Our column on teaching, learning, and sharing openly online was just published in JAAL. I co-wrote the column with Verena Roberts, Randy LaBonte, and Lee Graham. In this column we share the challenges and opportunities associated with open, open educational resources, and open learning.
As a supplement to the column, we invited in a series of experts to spend some time discussing the broader impact of the details presented. The end result is a series of short video segments of the experts responding to a set of four questions about our column. You can review the video below. At the bottom of this post I share the questions and supplemental materials from the discussion.
Four Questions for Cable Green
Cable Green is the Director of Global Learning for Creative Commons.
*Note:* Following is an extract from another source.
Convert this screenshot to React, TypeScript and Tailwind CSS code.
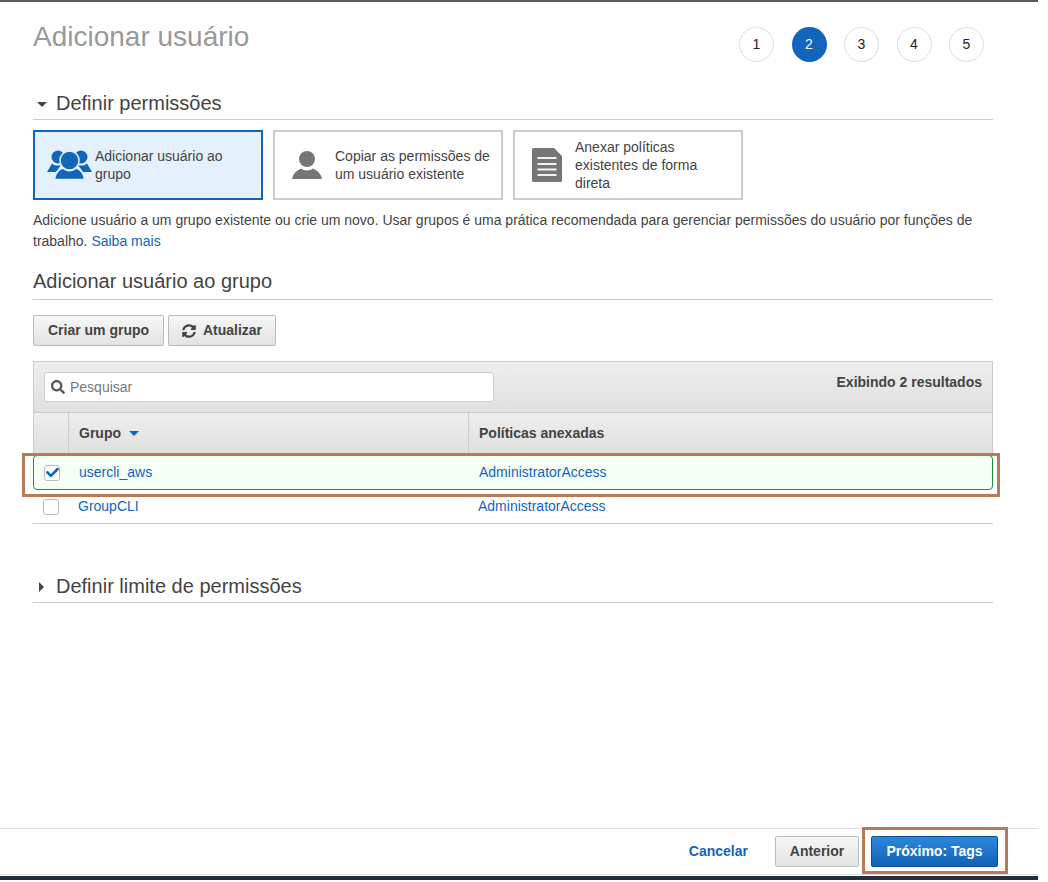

He works with the global open community to leverage open licensing, open content, open policies, and the affordances of digital things to significantly improve access to quality, affordable, education and research resources.
- How do you define/describe “open”, and how is it linked to teaching and learning?
- There is often concern about sharing content and using content online because individuals are concerned about who “owns” these ideas. What are your thoughts about “ownership” and intellectual property online?
- How do we protect the work and intellectual property of educators and students online?
- BONUS QUESTION 🙂 – Why SHARE? Why use SHARED content online?
- How do you see Creative Commons and licensing affecting teaching and learning in K-12 or higher ed?